===== Records to use

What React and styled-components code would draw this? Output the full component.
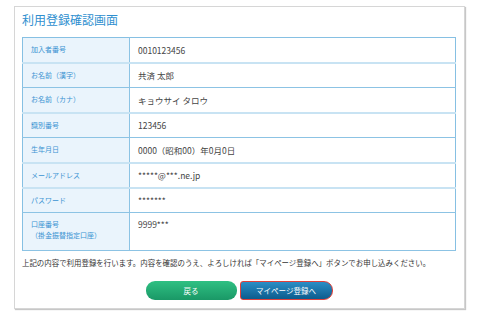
import React from "react";
import styled, { createGlobalStyle } from "styled-components";

const GlobalStyles = createGlobalStyle`
  html, body {
    margin: 0;
    padding: 0;
    background: #ffffff;
  }
  body {
    font-family: "Noto Sans CJK JP", "Noto Sans", sans-serif;
  }
`;

const Page = styled.div`
  width: 480px;
  height: 315px;
  padding: 6px 15px 0 14px;
  box-sizing: border-box;
`;

const Card = styled.div`
  width: 451px;
  height: 303px;
  box-sizing: border-box;
  border: 1px solid #d6d6d6;
  box-shadow: 1px 1px 1px rgba(0, 0, 0, 0.22);
  padding: 0 9px 0 7px;
  background: #fff;
`;

const Title = styled.h1`
  margin: 0;
  height: 30px;
  padding-top: 5px;
  box-sizing: border-box;
  font-size: 12px;
  line-height: 16px;
  font-weight: 400;
  color: #2f8fcf;
`;

const Table = styled.table`
  width: 434px;
  border-collapse: collapse;
  border: 1px solid #86c0e3;
`;

const Row = styled.tr`
  border-bottom: ${(p) => (p.$light ? "2px solid #c8e3f3" : "1px solid #8cc3e4")};
`;

const Label = styled.th`
  width: 107px;
  height: ${(p) => (p.$tall ? "38px" : "25px")};
  box-sizing: border-box;
  padding: ${(p) => (p.$tall ? "6px 0 0 8px" : "0 0 0 8px")};
  vertical-align: ${(p) => (p.$tall ? "top" : "middle")};
  background: #eaf4fc;
  border-right: 1px solid #8cc3e4;
  text-align: left;
  font-size: 7px;
  line-height: 11px;
  font-weight: 400;
  color: #3a93d2;
`;

const Value = styled.td`
  padding: ${(p) => (p.$tall ? "5px 0 0 8px" : "0 0 0 8px")};
  vertical-align: ${(p) => (p.$tall ? "top" : "middle")};
  font-size: 8.5px;
  line-height: 12px;
  color: #444;
`;

const Note = styled.p`
  margin: 0;
  padding-top: 7px;
  font-size: 7.45px;
  line-height: 10px;
  color: #333;
  white-space: nowrap;
`;

const Actions = styled.div`
  display: flex;
  justify-content: center;
  gap: 3px;
  margin-top: 13px;
  padding-left: 1px;
`;

const Button = styled.button`
  height: 19px;
  width: ${(p) => (p.$primary ? "93px" : "91px")};
  box-sizing: border-box;
  font-family: inherit;
  font-size: 7.5px;
  color: #fff;
  cursor: pointer;
  border: ${(p) => (p.$primary ? "1.5px solid #e0403a" : "none")};
  border-radius: ${(p) => (p.$primary ? "3px 9px 9px 3px" : "9px")};
  background: ${(p) =>
    p.$primary
      ? "linear-gradient(#2b8ec6, #0c5c8d)"
      : "linear-gradient(#2fc083, #1a9866)"};
  padding: 0;
`;

const rows = [
  { label: "加入者番号", value: "0010123456", light: true },
  { label: "お名前（漢字）", value: "共済 太郎" },
  { label: "お名前（カナ）", value: "キョウサイ タロウ", light: true },
  { label: "識別番号", value: "123456" },
  { label: "生年月日", value: "0000（昭和00）年0月0日", light: true },
  { label: "メールアドレス", value: "*****@***.ne.jp", light: true },
  { label: "パスワード", value: "*******" },
];

export default function App() {
  return (
    <>
      <GlobalStyles />
      <Page>
        <Card>
          <Title>利用登録確認画面</Title>
          <Table>
            <tbody>
              {rows.map((r) => (
                <Row key={r.label} $light={r.light}>
                  <Label>{r.label}</Label>
                  <Value>{r.value}</Value>
                </Row>
              ))}
              <Row>
                <Label $tall>
                  口座番号
                  <br />
                  （掛金振替指定口座）
                </Label>
                <Value $tall>9999***</Value>
              </Row>
            </tbody>
          </Table>
          <Note>
            上記の内容で利用登録を行います。内容を確認のうえ、よろしければ「マイページ登録へ」ボタンでお申し込みください。
          </Note>
          <Actions>
            <Button>戻る</Button>
            <Button $primary>マイページ登録へ</Button>
          </Actions>
        </Card>
      </Page>
    </>
  );
}
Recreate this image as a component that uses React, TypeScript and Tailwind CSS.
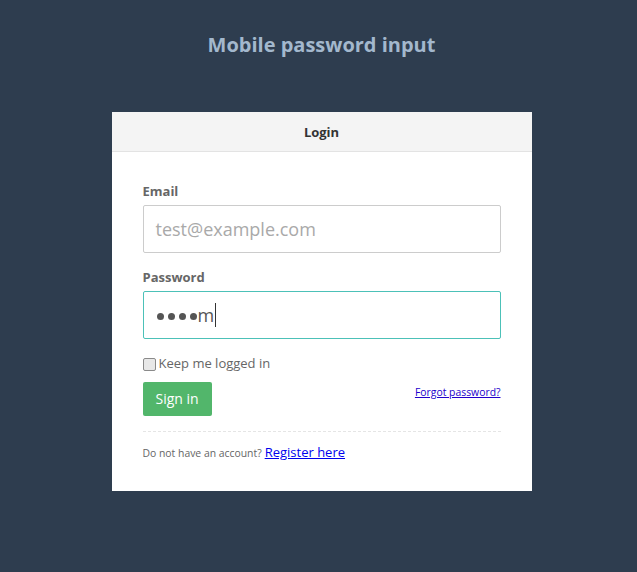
export default function App() {
  return (
    <div
      className="min-h-[572px] w-full bg-[#2e3d4f] flex flex-col items-center pl-[6px]"
      style={{ fontFamily: '"Open Sans", sans-serif' }}
    >
      <h1 className="pt-[31px] text-[20px] leading-[28px] font-bold text-[#a3b8cd]">
        Mobile password input
      </h1>
      <div className="mt-[53px] w-[420px] bg-white">
        <div className="h-[40px] bg-[#f4f4f4] border-b border-[#e3e3e3] flex items-center justify-center text-[13px] font-bold text-[#333] pt-[2px]">
          Login
        </div>
        <div className="px-[31px] pt-[30px] pb-[29px]">
          <div className="text-[13px] leading-[18px] font-bold text-[#666]">Email</div>
          <div className="mt-[5px] h-[48px] border border-[#ccc] rounded-[2px] flex items-center px-[12px] text-[18px] text-[#a9a9a9]">
            test@example.com
          </div>
          <div className="mt-[15px] text-[13px] leading-[18px] font-bold text-[#666]">Password</div>
          <div className="mt-[5px] h-[48px] border border-[#4cc1b8] rounded-[2px] flex items-center px-[13px] text-[18px] text-[#555]">
            <span className="flex items-center gap-[4px] mt-[3px]">
              <span className="block w-[7px] h-[7px] rounded-full bg-[#555]"></span>
              <span className="block w-[7px] h-[7px] rounded-full bg-[#555]"></span>
              <span className="block w-[7px] h-[7px] rounded-full bg-[#555]"></span>
              <span className="block w-[7px] h-[7px] rounded-full bg-[#555]"></span>
            </span>
            <span className="ml-[1px]">m</span>
            <span className="ml-[1px] inline-block w-px h-[24px] bg-[#333]"></span>
          </div>
          <div className="mt-[15px] h-[20px] flex items-center text-[13px] text-[#666]">
            <span className="inline-block w-[13px] h-[13px] border border-[#8a8a8a] bg-[#e8e8e8] rounded-[2px] mr-[3px]"></span>
            Keep me logged in
          </div>
          <div className="mt-[8px] flex items-start justify-between">
            <button className="h-[34px] px-[13px] pb-[2px] bg-[#52b66b] rounded-[2px] text-white text-[14px]">
              Sign in
            </button>
            <a href="#" className="mt-[3px] text-[10.4px] underline" style={{ color: "#2200cc" }}>
              Forgot password?
            </a>
          </div>
          <div className="mt-[15px] border-t border-dashed border-[#e5e5e5]"></div>
          <div className="mt-[11px] flex items-baseline text-[10.4px] text-[#666] leading-[18px]">
            Do not have an account?
            <a href="#" className="ml-[3px] text-[13px] underline" style={{ color: "#0000ee" }}>
              Register here
            </a>
          </div>
        </div>
      </div>
    </div>
  );
}
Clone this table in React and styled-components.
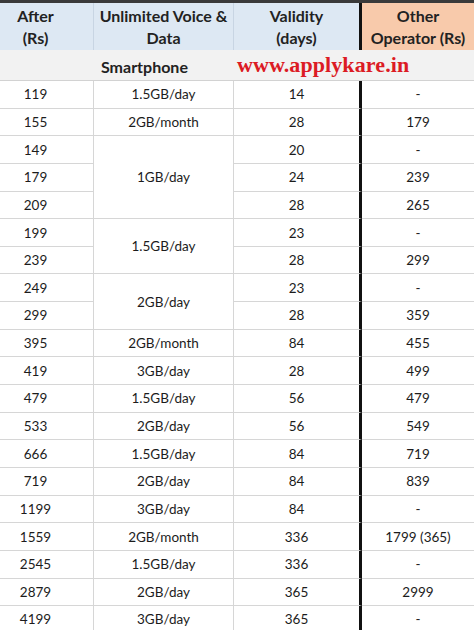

==========

Exercise requirements:
Transcribe each entry precisely as given, leaving the pictures out.

Task result:
What React and styled-components code would draw this? Output the full component.
import React from "react";
import styled, { createGlobalStyle } from "styled-components";

const GlobalStyles = createGlobalStyle`
  html, body {
    margin: 0;
    padding: 0;
    background: #ffffff;
  }
  body {
    font-family: "Noto Sans CJK JP", "Noto Sans", sans-serif;
  }
`;

const Page = styled.div`
  width: 480px;
  height: 315px;
  padding: 6px 15px 0 14px;
  box-sizing: border-box;
`;

const Card = styled.div`
  width: 451px;
  height: 303px;
  box-sizing: border-box;
  border: 1px solid #d6d6d6;
  box-shadow: 1px 1px 1px rgba(0, 0, 0, 0.22);
  padding: 0 9px 0 7px;
  background: #fff;
`;

const Title = styled.h1`
  margin: 0;
  height: 30px;
  padding-top: 5px;
  box-sizing: border-box;
  font-size: 12px;
  line-height: 16px;
  font-weight: 400;
  color: #2f8fcf;
`;

const Table = styled.table`
  width: 434px;
  border-collapse: collapse;
  border: 1px solid #86c0e3;
`;

const Row = styled.tr`
  border-bottom: ${(p) => (p.$light ? "2px solid #c8e3f3" : "1px solid #8cc3e4")};
`;

const Label = styled.th`
  width: 107px;
  height: ${(p) => (p.$tall ? "38px" : "25px")};
  box-sizing: border-box;
  padding: ${(p) => (p.$tall ? "6px 0 0 8px" : "0 0 0 8px")};
  vertical-align: ${(p) => (p.$tall ? "top" : "middle")};
  background: #eaf4fc;
  border-right: 1px solid #8cc3e4;
  text-align: left;
  font-size: 7px;
  line-height: 11px;
  font-weight: 400;
  color: #3a93d2;
`;

const Value = styled.td`
  padding: ${(p) => (p.$tall ? "5px 0 0 8px" : "0 0 0 8px")};
  vertical-align: ${(p) => (p.$tall ? "top" : "middle")};
  font-size: 8.5px;
  line-height: 12px;
  color: #444;
`;

const Note = styled.p`
  margin: 0;
  padding-top: 7px;
  font-size: 7.45px;
  line-height: 10px;
  color: #333;
  white-space: nowrap;
`;

const Actions = styled.div`
  display: flex;
  justify-content: center;
  gap: 3px;
  margin-top: 13px;
  padding-left: 1px;
`;

const Button = styled.button`
  height: 19px;
  width: ${(p) => (p.$primary ? "93px" : "91px")};
  box-sizing: border-box;
  font-family: inherit;
  font-size: 7.5px;
  color: #fff;
  cursor: pointer;
  border: ${(p) => (p.$primary ? "1.5px solid #e0403a" : "none")};
  border-radius: ${(p) => (p.$primary ? "3px 9px 9px 3px" : "9px")};
  background: ${(p) =>
    p.$primary
      ? "linear-gradient(#2b8ec6, #0c5c8d)"
      : "linear-gradient(#2fc083, #1a9866)"};
  padding: 0;
`;

const rows = [
  { label: "加入者番号", value: "0010123456", light: true },
  { label: "お名前（漢字）", value: "共済 太郎" },
  { label: "お名前（カナ）", value: "キョウサイ タロウ", light: true },
  { label: "識別番号", value: "123456" },
  { label: "生年月日", value: "0000（昭和00）年0月0日", light: true },
  { label: "メールアドレス", value: "*****@***.ne.jp", light: true },
  { label: "パスワード", value: "*******" },
];

export default function App() {
  return (
    <>
      <GlobalStyles />
      <Page>
        <Card>
          <Title>利用登録確認画面</Title>
          <Table>
            <tbody>
              {rows.map((r) => (
                <Row key={r.label} $light={r.light}>
                  <Label>{r.label}</Label>
                  <Value>{r.value}</Value>
                </Row>
              ))}
              <Row>
                <Label $tall>
                  口座番号
                  <br />
                  （掛金振替指定口座）
                </Label>
                <Value $tall>9999***</Value>
              </Row>
            </tbody>
          </Table>
          <Note>
            上記の内容で利用登録を行います。内容を確認のうえ、よろしければ「マイページ登録へ」ボタンでお申し込みください。
          </Note>
          <Actions>
            <Button>戻る</Button>
            <Button $primary>マイページ登録へ</Button>
          </Actions>
        </Card>
      </Page>
    </>
  );
}
Recreate this image as a component that uses React, TypeScript and Tailwind CSS.
export default function App() {
  return (
    <div
      className="min-h-[572px] w-full bg-[#2e3d4f] flex flex-col items-center pl-[6px]"
      style={{ fontFamily: '"Open Sans", sans-serif' }}
    >
      <h1 className="pt-[31px] text-[20px] leading-[28px] font-bold text-[#a3b8cd]">
        Mobile password input
      </h1>
      <div className="mt-[53px] w-[420px] bg-white">
        <div className="h-[40px] bg-[#f4f4f4] border-b border-[#e3e3e3] flex items-center justify-center text-[13px] font-bold text-[#333] pt-[2px]">
          Login
        </div>
        <div className="px-[31px] pt-[30px] pb-[29px]">
          <div className="text-[13px] leading-[18px] font-bold text-[#666]">Email</div>
          <div className="mt-[5px] h-[48px] border border-[#ccc] rounded-[2px] flex items-center px-[12px] text-[18px] text-[#a9a9a9]">
            test@example.com
          </div>
          <div className="mt-[15px] text-[13px] leading-[18px] font-bold text-[#666]">Password</div>
          <div className="mt-[5px] h-[48px] border border-[#4cc1b8] rounded-[2px] flex items-center px-[13px] text-[18px] text-[#555]">
            <span className="flex items-center gap-[4px] mt-[3px]">
              <span className="block w-[7px] h-[7px] rounded-full bg-[#555]"></span>
              <span className="block w-[7px] h-[7px] rounded-full bg-[#555]"></span>
              <span className="block w-[7px] h-[7px] rounded-full bg-[#555]"></span>
              <span className="block w-[7px] h-[7px] rounded-full bg-[#555]"></span>
            </span>
            <span className="ml-[1px]">m</span>
            <span className="ml-[1px] inline-block w-px h-[24px] bg-[#333]"></span>
          </div>
          <div className="mt-[15px] h-[20px] flex items-center text-[13px] text-[#666]">
            <span className="inline-block w-[13px] h-[13px] border border-[#8a8a8a] bg-[#e8e8e8] rounded-[2px] mr-[3px]"></span>
            Keep me logged in
          </div>
          <div className="mt-[8px] flex items-start justify-between">
            <button className="h-[34px] px-[13px] pb-[2px] bg-[#52b66b] rounded-[2px] text-white text-[14px]">
              Sign in
            </button>
            <a href="#" className="mt-[3px] text-[10.4px] underline" style={{ color: "#2200cc" }}>
              Forgot password?
            </a>
          </div>
          <div className="mt-[15px] border-t border-dashed border-[#e5e5e5]"></div>
          <div className="mt-[11px] flex items-baseline text-[10.4px] text-[#666] leading-[18px]">
            Do not have an account?
            <a href="#" className="ml-[3px] text-[13px] underline" style={{ color: "#0000ee" }}>
              Register here
            </a>
          </div>
        </div>
      </div>
    </div>
  );
}
Clone this table in React and styled-components.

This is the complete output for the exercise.